Of the types of gynecologic cancer, cervical cancer is perhaps the most straightforward in terms of prevention. Most cervical cancers stem from the human papilloma virus, a sexually transmitted infection, and there is a virus available for women between the ages of nine and 26 to prevent HPV. This virus can block up to 70 percent of cervical cancer cases. For the rest, regular Pap smears can detect cervical cancer in its earliest stages, giving you the best prognosis possible.

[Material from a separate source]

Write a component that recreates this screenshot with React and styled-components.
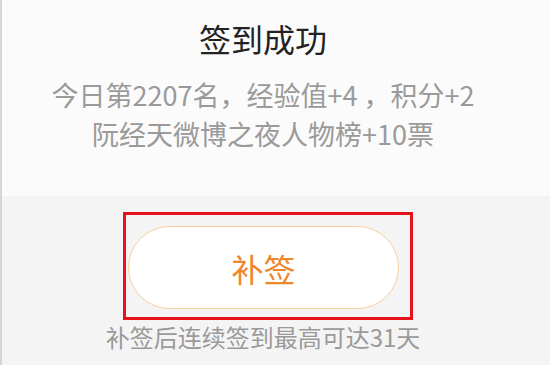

To reduce your chance of developing any gynecologic cancer, health care professionals recommend limiting your number of sexual partners, receiving regular Pap tests and then following up on any abnormalities those tests indicate. In addition, a diet rich in antioxidant-containing fresh fruits and vegetables and low in red meat and animal fat will decrease your chances of developing gynecologic cancer, particularly ovarian cancer. Researchers have reported that increased exercise can also lower your chances of developing gynecologic cancer. Weight control is a key as well: women with a body mass index of greater than 40 have a 60 percent higher risk of dying from all cancers than women of normal weight—in fact, obesity now contributes as much to cancer deaths in the developed world as smoking.
In addition, having at least one child (and, additionally, breastfeeding for a year) can help reduce your risk of developing ovarian cancer. Tubal ligation, or when a woman’s fallopian tubes are clamped and blocked as a means of sterilization, has also been shown to decrease the risk of ovarian cancer in some women.